Stewart has been the Director of the Scottish School of Primary Care since 2014. SSPC is a virtual school comprising nine Universities with significant primary care research output. He has been Adjunct Professor of Primary Care Research at the Chinese University of Hong Kong since 2008 and Honorary Professor at the University of Manchester since 2019. He was a Visiting Professor at McMasters University in 2018 and the University of Melbourne in 2012. He was a founding Editor-in-Chief of the Journal of Comorbidity, and a previous Director of Quality at the Royal College of General Practitioners in Scotland. Responsibilities at the University of Edinburgh include Co-Convenor of Athena Swan (Deanery of Molecular, Genetics, and Population Health Sciences (from April 2020), Co-Director of Telescot, and Research Lead for the Centre for Homelessness and Inclusive Health. As a core member of the new £20 million Advanced Care Research Centre, Stewart is Deputy Director of the PhD Programme (for CMVM) of the Academy of Leadership and Training, and work-package lead for new models of care.

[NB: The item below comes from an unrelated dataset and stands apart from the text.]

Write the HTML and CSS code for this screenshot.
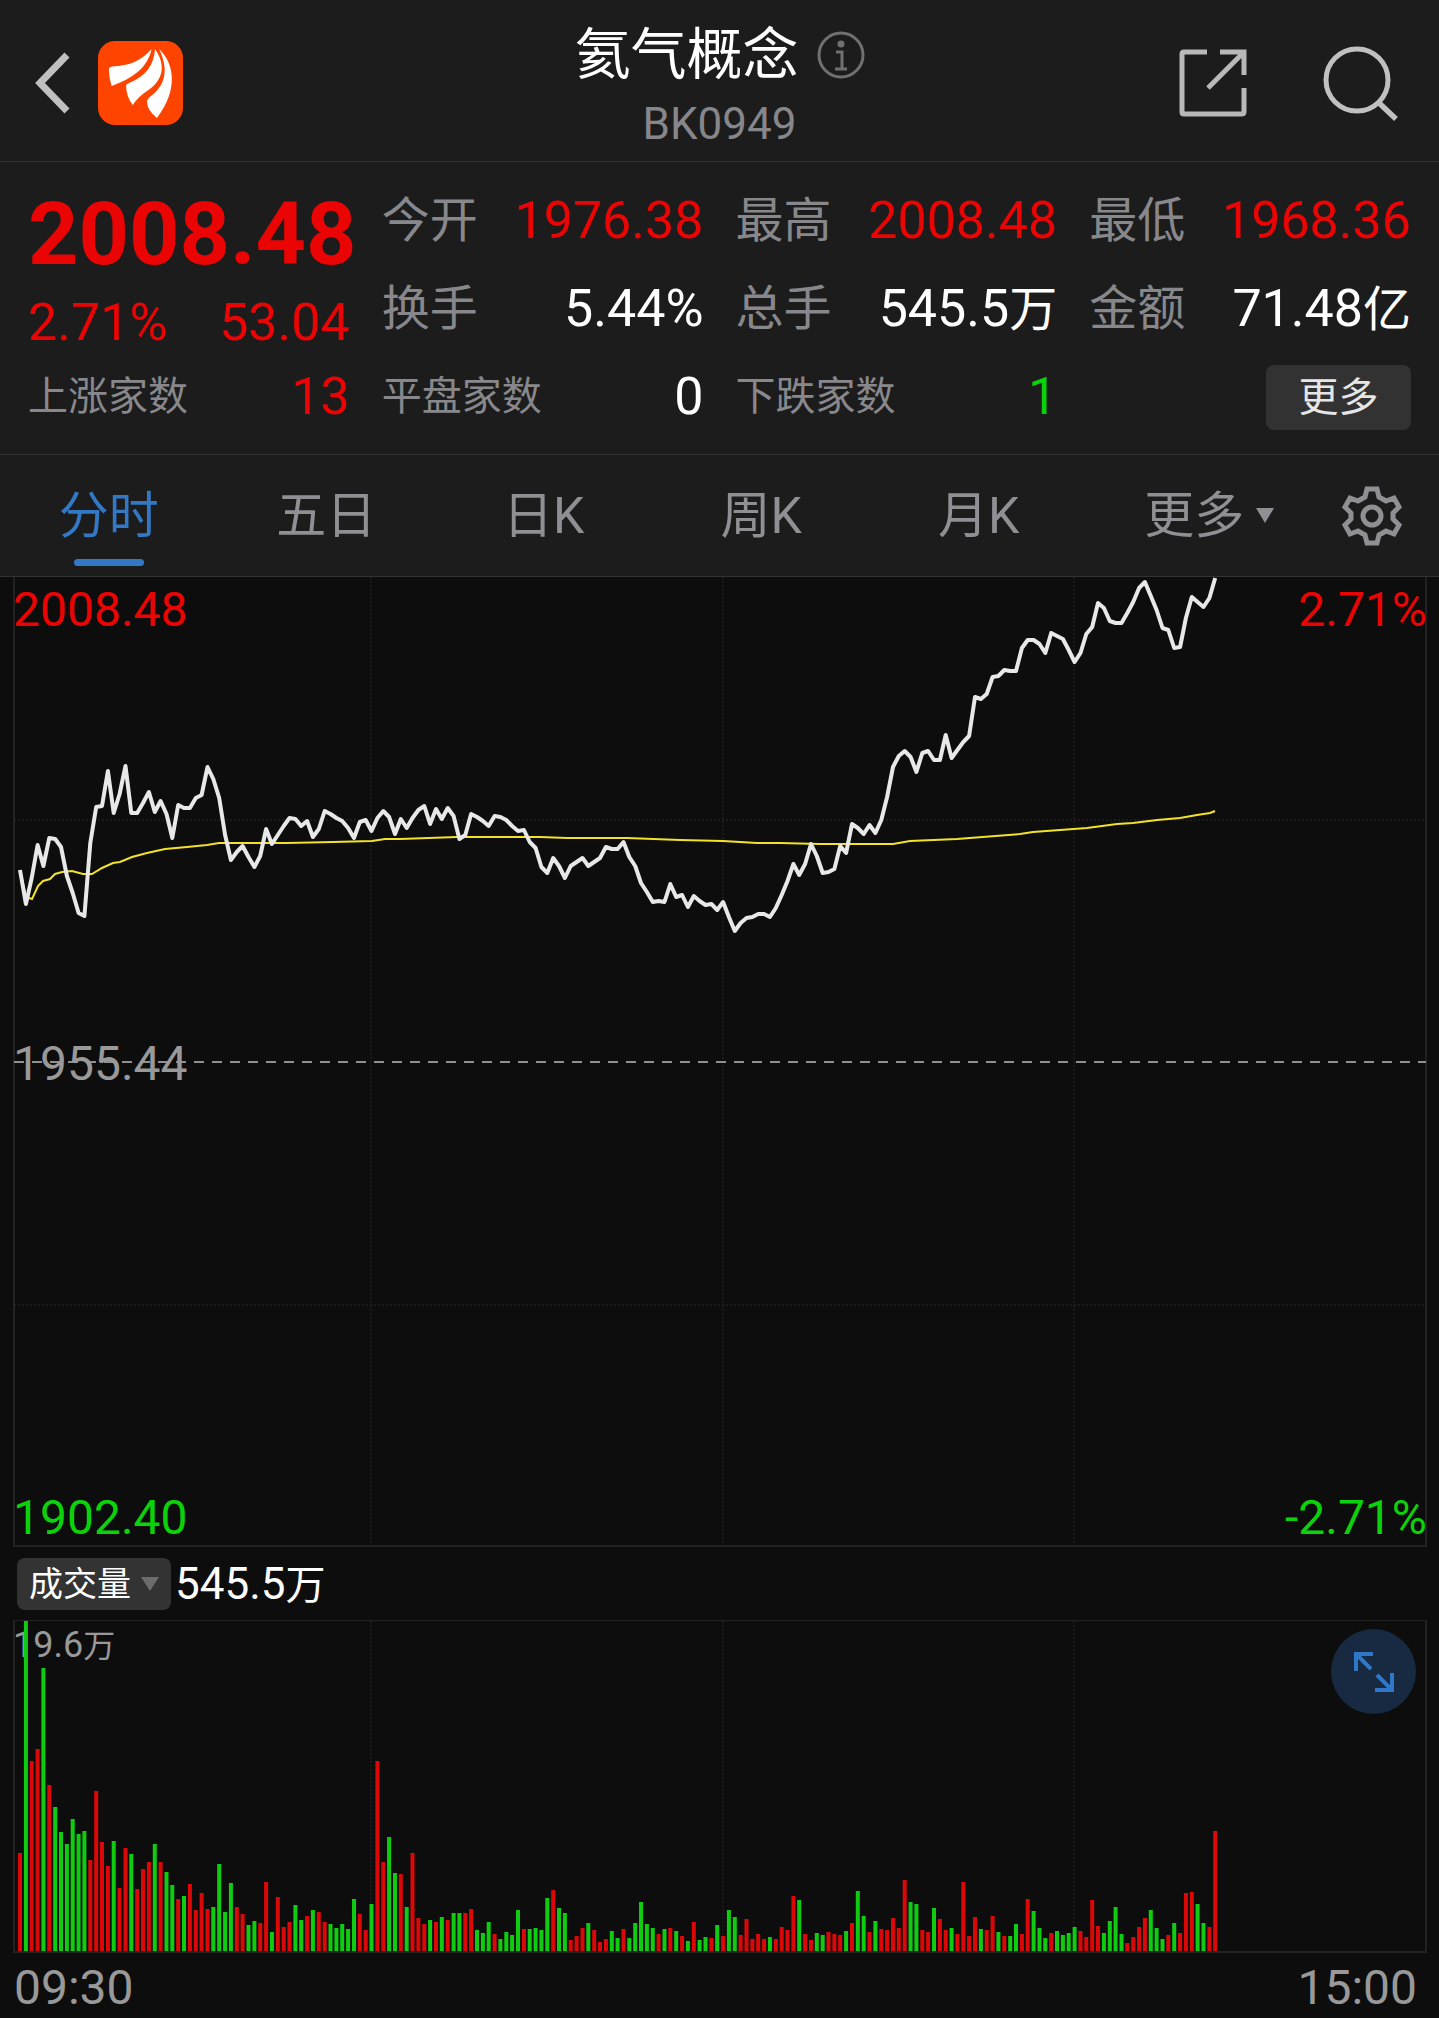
FILE: index.html
```html
<!DOCTYPE html>
<html lang="zh-CN">
<head>
<meta charset="utf-8">
<meta name="viewport" content="width=device-width, initial-scale=1">
<title>氦气概念 BK0949</title>
<link rel="stylesheet" href="styles.css">
</head>
<body>
<header class="topbar">
  <div class="topbar-left">
    <button class="icon-btn" type="button" aria-label="返回">
      <svg width="40" height="64" viewBox="0 0 40 64"><path d="M35 4 8 32 35 60" fill="none" stroke="#c0c0c0" stroke-width="7"/></svg>
    </button>
    <a class="logo" href="#" aria-label="首页">
      <svg width="85" height="84" viewBox="0 0 85 84">
        <rect width="85" height="84" rx="17" fill="#ff4400"/>
        <g fill="#fff">
          <path d="M53.500 8C51 21 42 35 13.600 45Q11 37 10.800 28Q11 26 14 25.500C32 25 44 19 53.500 8Z"/>
          <path d="M57 8C68 24 66 39 49 50Q40 56 34.700 64Q28.500 56 28 45Q28 43 31 42C48 35 56 24 57 8Z"/>
          <path d="M61 8C76 22 81 48 59 77Q49 69 49 61Q49 58 53 55C69 43 70 26 61 8Z"/>
        </g>
      </svg>
    </a>
  </div>
  <div class="topbar-title">
    <div class="title-row">
      <h1>氦气概念</h1>
      <button class="icon-btn" type="button" aria-label="说明">
        <svg width="48" height="48" viewBox="0 0 48 48" fill="none" stroke="#707070"><circle cx="24" cy="24" r="22" stroke-width="3"/><circle cx="24" cy="13" r="3.500" fill="#707070" stroke="none"/><path d="M19 21H25V38M18 38H30" stroke-width="3"/></svg>
      </button>
    </div>
    <p class="code">BK0949</p>
  </div>
  <div class="topbar-right">
    <button class="icon-btn" type="button" aria-label="分享">
      <svg width="68" height="68" viewBox="0 0 68 68" fill="none" stroke="#b8b8b8" stroke-width="5"><path d="M28 3H5Q3 3 3 5V63Q3 65 5 65H62Q65 65 65 63V39M41 3H65V26M64 4 29 39"/></svg>
    </button>
    <button class="icon-btn" type="button" aria-label="搜索">
      <svg width="76" height="76" viewBox="0 0 76 76" fill="none" stroke="#c0c0c0"><circle cx="34" cy="35" r="31" stroke-width="5"/><path d="M55 57 73 74" stroke-width="5.500"/></svg>
    </button>
  </div>
</header>

<section class="quote">
  <div class="quote-col">
    <div class="price up">2008.48</div>
    <div class="change up"><span>2.71%</span><span>53.04</span></div>
    <div class="row row-count"><span class="label small">上涨家数</span><span class="up">13</span></div>
  </div>
  <div class="quote-col">
    <div class="row"><span class="label">今开</span><span class="up">1976.38</span></div>
    <div class="row"><span class="label">换手</span><span>5.44%</span></div>
    <div class="row"><span class="label small">平盘家数</span><span>0</span></div>
  </div>
  <div class="quote-col">
    <div class="row"><span class="label">最高</span><span class="up">2008.48</span></div>
    <div class="row"><span class="label">总手</span><span>545.5<span class="unit">万</span></span></div>
    <div class="row"><span class="label small">下跌家数</span><span class="down">1</span></div>
  </div>
  <div class="quote-col">
    <div class="row"><span class="label">最低</span><span class="up">1968.36</span></div>
    <div class="row"><span class="label">金额</span><span>71.48<span class="unit">亿</span></span></div>
    <div class="row row-end"><button class="more-btn" type="button">更多</button></div>
  </div>
</section>

<nav class="tabs">
  <button class="tab active" type="button">分时</button>
  <button class="tab" type="button">五日</button>
  <button class="tab" type="button">日K</button>
  <button class="tab" type="button">周K</button>
  <button class="tab" type="button">月K</button>
  <button class="tab tab-more" type="button">更多<svg width="18" height="15" viewBox="0 0 18 15"><path d="M0 0H18L9 15Z" fill="#8f8f94"/></svg></button>
  <button class="tab-gear" type="button" aria-label="设置">
    <svg width="60" height="60" viewBox="0 0 60 60" fill="none" stroke="#8f8f94" stroke-width="5"><path d="M25 3H35L37 11L44 15L52 12L57 21L51 27V33L57 39L52 48L44 45L37 49L35 57H25L23 49L16 45L8 48L3 39L9 33V27L3 21L8 12L16 15L23 11Z"/><circle cx="30" cy="30" r="9"/></svg>
  </button>
</nav>

<main>
  <section class="plot plot-price" aria-label="分时走势">
    <svg viewBox="1 0 1410 968" preserveAspectRatio="none">
      <path class="grid" d="M357 0V968M709 0V968M1060 0V968M0 243H1412M0 728H1412"/>
      <path class="base" d="M0 485H1412"/>
      <polyline class="avg" points="6,293 12,320 18,322 24,309 29,304 36,302 41,297 48,295 58,294 69,297 78,297 88,291 99,286 106,285 118,280 133,276 151,272 173,270 193,268 205,266 273,266 319,265 358,264 371,262 386,262 443,260 489,260 526,260 553,261 613,261 666,263 709,264 743,266 766,266 806,267 879,267 896,264 943,262 1006,257 1019,255 1073,251 1103,247 1119,246 1143,243 1166,241 1183,238 1196,236 1201,234"/>
      <polyline class="last" id="price-line"/>
    </svg>
    <span class="mark top-left up">2008.48</span>
    <span class="mark top-right up">2.71%</span>
    <span class="mark mid-left">1955.44</span>
    <span class="mark bottom-left down">1902.40</span>
    <span class="mark bottom-right down">-2.71%</span>
  </section>

  <div class="volume-head">
    <span class="picker">
      <select aria-label="指标"><option>成交量</option></select>
      <svg width="18" height="14" viewBox="0 0 18 14"><path d="M0 0H18L9 14Z" fill="#6c6c6c"/></svg>
    </span>
    <span class="volume-total">545.5<span class="unit">万</span></span>
  </div>

  <section class="plot plot-volume" aria-label="成交量">
    <span class="mark volume-max">19.6<span class="unit">万</span></span>
    <svg viewBox="1 0 1410 330" preserveAspectRatio="none">
      <path class="grid" d="M357 0V330M709 0V330M1060 0V330"/>
      <path class="bar-up" id="bars-up"/>
      <path class="bar-down" id="bars-down"/>
    </svg>
    <button class="expand" type="button" aria-label="全屏">
      <svg width="42" height="42" viewBox="0 0 42 42" fill="none" stroke="#2f78c8" stroke-width="4"><path d="M20 3H3V20M3 3 18 18M24 24 39 39M22 39H39V22"/></svg>
    </button>
  </section>

  <div class="times"><span>09:30</span><span>15:00</span></div>
</main>
<script src="chart.js"></script>
</body>
</html>
```
FILE: styles.css
```css
* { box-sizing: border-box; }

body {
  margin: 0;
  background: #0d0d0d;
  color: #fff;
  font-family: Roboto, "Noto Sans CJK SC", sans-serif;
}

h1, p { margin: 0; font-weight: 400; }

button {
  padding: 0;
  border: 0;
  background: none;
  color: inherit;
  font: inherit;
}

svg { display: block; }

.up { color: #ea0404; }
.down { color: #0bd20b; }

/* Top bar */
.topbar {
  display: grid;
  grid-template-columns: 1fr auto 1fr;
  align-items: center;
  height: 162px;
  padding: 0 40px;
  border-bottom: 1px solid #333;
  background: #1c1c1c;
}
.topbar-left { display: flex; align-items: center; gap: 26px; margin-left: -8px; padding-top: 4px; }
.topbar-right { display: flex; align-items: center; justify-content: flex-end; gap: 76px; padding-top: 4px; }
.topbar-title { display: flex; flex-direction: column; align-items: center; padding-top: 10px; }
.title-row { display: flex; align-items: center; gap: 18px; }
.title-row h1 { font-size: 56px; line-height: 76px; }
.code { color: #87878b; font-size: 44px; line-height: 62px; }

/* Quote summary */
.quote {
  display: grid;
  grid-template-columns: repeat(4, minmax(0, 1fr));
  gap: 32px;
  padding: 15px 28px 13px;
  border-bottom: 1px solid #333;
  background: #1c1c1c;
  font-size: 52px;
  line-height: 60px;
  white-space: nowrap;
}
.row { display: flex; align-items: center; justify-content: space-between; height: 88px; }
.row-end { justify-content: flex-end; }
.row-count { height: 76px; }
.label { color: #88888c; font-size: 48px; }
.label.small { font-size: 40px; }
.unit { font-size: 48px; line-height: 1; }
.price { padding-top: 4px; font-size: 88px; font-weight: 700; line-height: 106px; }
.change { display: flex; justify-content: space-between; line-height: 72px; }
.more-btn {
  width: 145px;
  height: 65px;
  border-radius: 8px;
  background: #323232;
  color: #e6e6e6;
  font-size: 40px;
  line-height: 65px;
}

/* Period tabs */
.tabs {
  display: grid;
  grid-template-columns: repeat(6, minmax(0, 1fr)) 134px;
  height: 122px;
  border-bottom: 1px solid #333;
  background: #1c1c1c;
  color: #8f8f94;
  font-size: 50px;
  line-height: 60px;
}
.tab { position: relative; }
.tab.active { color: #3278c4; }
.tab.active::after {
  content: "";
  position: absolute;
  bottom: 10px;
  left: calc(50% - 35px);
  width: 70px;
  height: 7px;
  border-radius: 4px;
  background: #3278c4;
}
.tab-more { display: flex; align-items: center; justify-content: center; gap: 12px; padding-left: 26px; }
.tab-gear { display: grid; place-items: center; }

/* Charts */
.plot { position: relative; margin: 0 12px 0 13px; border: 2px solid #222; }
.plot > svg { width: 100%; overflow: visible; }
.plot-price { border-top: 0; }
.plot-price > svg { height: 968px; }
.plot-volume { border-top-width: 1px; }
.plot-volume > svg { position: relative; height: 330px; }

.grid { fill: none; stroke: #2a2a2a; stroke-width: 1; stroke-dasharray: 2 2; }
.base { fill: none; stroke: #909090; stroke-width: 2; stroke-dasharray: 10 8; }
.last { fill: none; stroke: #e8e8e8; stroke-width: 4; stroke-linejoin: round; }
.avg { fill: none; stroke: #f2e32a; stroke-width: 2; }
.bar-up, .bar-down { fill: none; stroke-width: 4; }
.bar-up { stroke: #dc0808; }
.bar-down { stroke: #10cc10; }

.mark { position: absolute; color: #999; font-size: 48px; line-height: 58px; }
.mark.up { color: #ea0404; }
.mark.down { color: #0bd20b; }
.top-left { top: 4px; left: -2px; }
.top-right { top: 4px; right: -2px; }
.mid-left { top: 458px; left: -2px; }
.bottom-left { bottom: -2px; left: -2px; }
.bottom-right { bottom: -2px; right: -2px; }
.volume-max { top: 0; left: -2px; font-size: 36px; line-height: 48px; }
.volume-max .unit { font-size: 32px; }

.volume-head { display: flex; align-items: center; gap: 4px; height: 73px; padding-left: 17px; }
.picker { display: grid; align-items: center; width: 154px; }
.picker > * { grid-area: 1 / 1; }
.picker svg { justify-self: end; margin-right: 12px; pointer-events: none; }
.picker select {
  width: 100%;
  height: 52px;
  padding: 0 0 0 12px;
  border: 0;
  border-radius: 8px;
  appearance: none;
  background: #333;
  color: #fff;
  font-family: inherit;
  font-size: 34px;
}
.volume-total { font-size: 44px; line-height: 56px; }
.volume-total .unit { font-size: 40px; }

.expand {
  position: absolute;
  top: 8px;
  right: 9px;
  display: grid;
  place-items: center;
  width: 85px;
  height: 85px;
  border-radius: 50%;
  background: #172a41;
}

.times {
  display: flex;
  justify-content: space-between;
  padding: 5px 22px 0 14px;
  color: #999;
  font-size: 48px;
  line-height: 60px;
}
```
FILE: chart.js
```js
// One entry per minute; the full session is 241 minutes across 1412 units.
const STEP = 1412 / 241;
const START = 6;

const prices = [
  293,327,301,268,289,261,262,270,299,316,336,339,266,230,229,194,236,217,189,236,
  236,226,215,235,224,237,261,228,231,231,221,218,190,202,221,258,283,275,269,280,
  290,279,252,267,258,249,241,242,249,244,260,252,234,237,241,244,251,261,245,243,
  254,241,234,240,257,242,251,241,233,229,247,232,242,231,239,262,258,237,240,244,
  249,239,240,243,249,254,253,265,271,290,296,281,289,301,289,285,281,289,285,281,
  270,272,272,265,280,289,306,315,325,324,325,307,320,318,330,319,324,328,327,333,
  325,340,354,346,341,340,337,337,340,331,318,304,287,298,287,267,279,296,295,292,
  269,276,247,251,257,248,256,243,220,190,179,174,180,195,176,174,183,183,158,181,
  173,165,159,120,122,117,100,99,93,94,94,71,63,63,67,76,56,59,62,73,
  85,76,57,50,26,31,44,46,46,36,25,11,5,19,33,51,53,71,70,41,
  20,25,30,21,1
];

// R = rising minute, G = falling minute, followed by the bar height.
const volumes = `
R98 G330 R190 R202 G283 R166 G144 G119 G107 G132 G117 G120 R91 R160 R109 R85 G110 R63 R103 G97
R62 R82 R89 G107 R89 G79 G66 R52 G55 R67 R41 R58 R42 G44 G87 G39 G68 R44 R37 G26
G30 R28 R69 G19 R54 R24 R29 G46 G31 R35 G41 R39 R29 G27 G23 G27 G22 G52 R37 R21
G47 R190 R89 G114 G78 R77 G44 R98 R33 R27 G31 R29 G34 R31 G38 G38 R38 R42 G21 G18
G29 R17 G12 G19 G16 G41 R22 G22 G23 G21 G53 R61 G43 G38 R11 R15 R23 G28 R21 R9
R12 G20 G13 R22 G13 G28 G49 G27 G23 R17 G22 R23 G20 R15 G10 R29 G11 G14 R13 G26
R15 G41 G34 R16 R32 R12 R17 R12 G14 R12 R24 R21 R55 G51 R17 R11 G18 G16 R19 R17
R16 G20 R28 G60 G35 R19 G30 R22 R21 R33 R23 R71 G49 G47 R21 R19 G43 R32 R21 G23
R17 R69 R15 R34 G22 R21 R35 G19 R15 G15 G27 R17 R52 G40 G23 G13 R18 G20 G16 G18
G24 R20 R14 R51 R25 G18 G30 G44 G17 R8 R14 R24 R33 G41 G23 G12 R16 G28 R18 R58
R59 G47 G28 R24 R120`.trim().split(/\s+/);

const x = i => (START + i * STEP).toFixed(1);

document.getElementById("price-line")
  .setAttribute("points", prices.map((y, i) => `${x(i)},${y}`).join(" "));

const bars = kind => volumes
  .map((v, i) => v[0] === kind ? `M${x(i)} 330v-${v.slice(1)}` : "")
  .join("");
document.getElementById("bars-up").setAttribute("d", bars("R"));
document.getElementById("bars-down").setAttribute("d", bars("G"));
```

Scottish School of Primary Care website

Telescot website

Centre for Homelessness and Inclusion Health website

Research Summary

Stewart is recognised internationally for his research on multimorbidity, empathy, and the inverse care law. He is committed to research that includes deprived and under-served communities. He has a particular interest in mental-physical multimorbidity, and non-pharmacological interventions such as mindfulness and compassion-based approaches.